**INSTRUCTION**
Transcribe the full listing exactly, and drop every picture.

**Dataset rows**

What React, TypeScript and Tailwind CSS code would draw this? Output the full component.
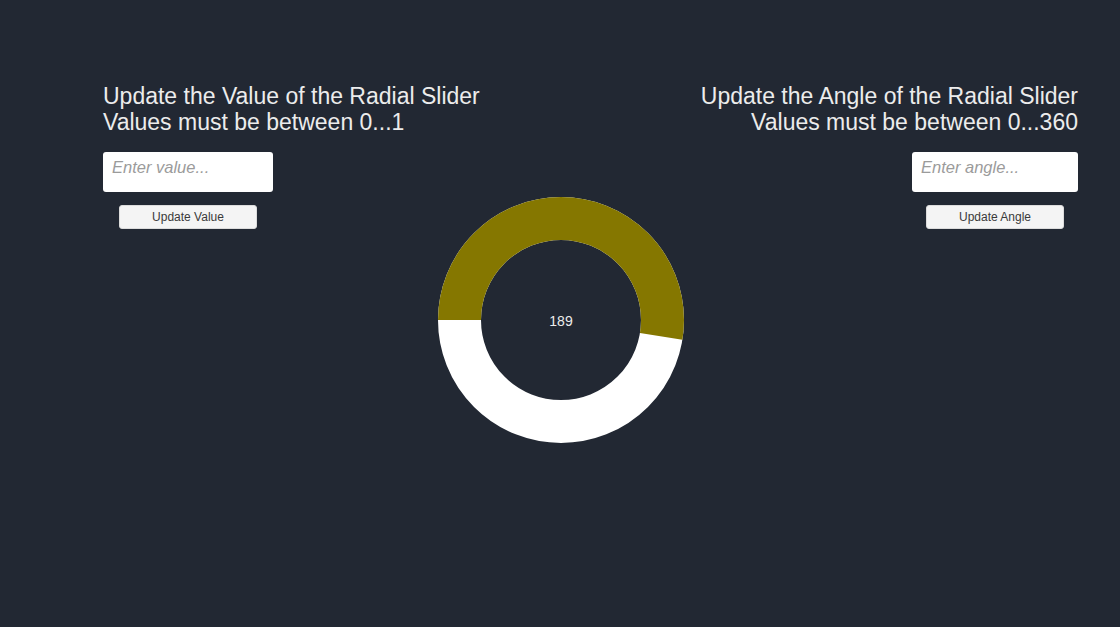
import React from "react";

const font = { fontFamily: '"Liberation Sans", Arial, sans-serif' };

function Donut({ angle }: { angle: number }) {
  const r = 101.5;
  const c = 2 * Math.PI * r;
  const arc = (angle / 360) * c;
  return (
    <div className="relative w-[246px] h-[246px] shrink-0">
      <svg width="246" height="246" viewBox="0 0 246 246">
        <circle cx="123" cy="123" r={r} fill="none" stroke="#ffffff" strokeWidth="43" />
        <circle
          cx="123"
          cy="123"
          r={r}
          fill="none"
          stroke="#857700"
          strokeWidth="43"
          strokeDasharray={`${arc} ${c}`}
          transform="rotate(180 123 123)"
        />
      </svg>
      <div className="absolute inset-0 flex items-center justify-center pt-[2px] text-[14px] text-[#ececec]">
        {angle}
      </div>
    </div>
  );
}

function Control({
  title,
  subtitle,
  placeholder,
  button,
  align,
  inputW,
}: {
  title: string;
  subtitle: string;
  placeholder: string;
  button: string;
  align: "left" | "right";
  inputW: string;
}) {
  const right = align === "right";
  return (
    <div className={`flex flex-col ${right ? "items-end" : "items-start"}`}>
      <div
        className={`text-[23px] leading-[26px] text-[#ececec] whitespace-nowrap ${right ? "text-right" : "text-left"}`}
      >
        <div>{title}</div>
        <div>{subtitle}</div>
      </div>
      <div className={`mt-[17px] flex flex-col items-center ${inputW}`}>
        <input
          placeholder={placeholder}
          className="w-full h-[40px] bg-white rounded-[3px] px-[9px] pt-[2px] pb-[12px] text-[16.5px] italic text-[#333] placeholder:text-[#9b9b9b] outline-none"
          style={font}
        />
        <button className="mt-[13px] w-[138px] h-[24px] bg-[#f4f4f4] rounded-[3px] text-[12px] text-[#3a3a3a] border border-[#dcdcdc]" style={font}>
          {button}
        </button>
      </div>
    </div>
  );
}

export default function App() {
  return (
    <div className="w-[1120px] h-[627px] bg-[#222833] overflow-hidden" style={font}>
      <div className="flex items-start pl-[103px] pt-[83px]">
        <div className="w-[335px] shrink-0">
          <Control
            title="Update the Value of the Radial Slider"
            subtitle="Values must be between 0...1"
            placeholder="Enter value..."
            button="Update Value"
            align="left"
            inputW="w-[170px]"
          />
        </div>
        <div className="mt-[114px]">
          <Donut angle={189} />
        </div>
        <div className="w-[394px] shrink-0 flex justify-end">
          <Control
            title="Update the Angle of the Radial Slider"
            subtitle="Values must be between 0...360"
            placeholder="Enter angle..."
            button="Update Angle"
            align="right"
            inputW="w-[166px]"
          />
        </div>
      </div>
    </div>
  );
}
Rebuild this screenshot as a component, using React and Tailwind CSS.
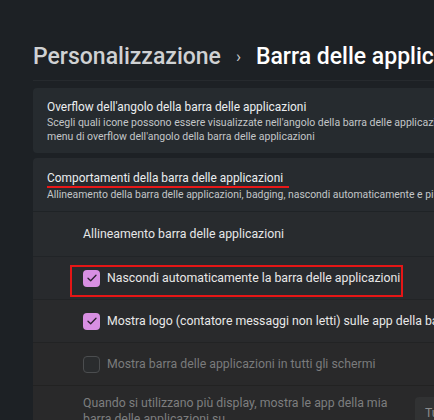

**FINISHED EXERCISE**
What React, TypeScript and Tailwind CSS code would draw this? Output the full component.
import React from "react";

const font = { fontFamily: '"Liberation Sans", Arial, sans-serif' };

function Donut({ angle }: { angle: number }) {
  const r = 101.5;
  const c = 2 * Math.PI * r;
  const arc = (angle / 360) * c;
  return (
    <div className="relative w-[246px] h-[246px] shrink-0">
      <svg width="246" height="246" viewBox="0 0 246 246">
        <circle cx="123" cy="123" r={r} fill="none" stroke="#ffffff" strokeWidth="43" />
        <circle
          cx="123"
          cy="123"
          r={r}
          fill="none"
          stroke="#857700"
          strokeWidth="43"
          strokeDasharray={`${arc} ${c}`}
          transform="rotate(180 123 123)"
        />
      </svg>
      <div className="absolute inset-0 flex items-center justify-center pt-[2px] text-[14px] text-[#ececec]">
        {angle}
      </div>
    </div>
  );
}

function Control({
  title,
  subtitle,
  placeholder,
  button,
  align,
  inputW,
}: {
  title: string;
  subtitle: string;
  placeholder: string;
  button: string;
  align: "left" | "right";
  inputW: string;
}) {
  const right = align === "right";
  return (
    <div className={`flex flex-col ${right ? "items-end" : "items-start"}`}>
      <div
        className={`text-[23px] leading-[26px] text-[#ececec] whitespace-nowrap ${right ? "text-right" : "text-left"}`}
      >
        <div>{title}</div>
        <div>{subtitle}</div>
      </div>
      <div className={`mt-[17px] flex flex-col items-center ${inputW}`}>
        <input
          placeholder={placeholder}
          className="w-full h-[40px] bg-white rounded-[3px] px-[9px] pt-[2px] pb-[12px] text-[16.5px] italic text-[#333] placeholder:text-[#9b9b9b] outline-none"
          style={font}
        />
        <button className="mt-[13px] w-[138px] h-[24px] bg-[#f4f4f4] rounded-[3px] text-[12px] text-[#3a3a3a] border border-[#dcdcdc]" style={font}>
          {button}
        </button>
      </div>
    </div>
  );
}

export default function App() {
  return (
    <div className="w-[1120px] h-[627px] bg-[#222833] overflow-hidden" style={font}>
      <div className="flex items-start pl-[103px] pt-[83px]">
        <div className="w-[335px] shrink-0">
          <Control
            title="Update the Value of the Radial Slider"
            subtitle="Values must be between 0...1"
            placeholder="Enter value..."
            button="Update Value"
            align="left"
            inputW="w-[170px]"
          />
        </div>
        <div className="mt-[114px]">
          <Donut angle={189} />
        </div>
        <div className="w-[394px] shrink-0 flex justify-end">
          <Control
            title="Update the Angle of the Radial Slider"
            subtitle="Values must be between 0...360"
            placeholder="Enter angle..."
            button="Update Angle"
            align="right"
            inputW="w-[166px]"
          />
        </div>
      </div>
    </div>
  );
}
Rebuild this screenshot as a component, using React and Tailwind CSS.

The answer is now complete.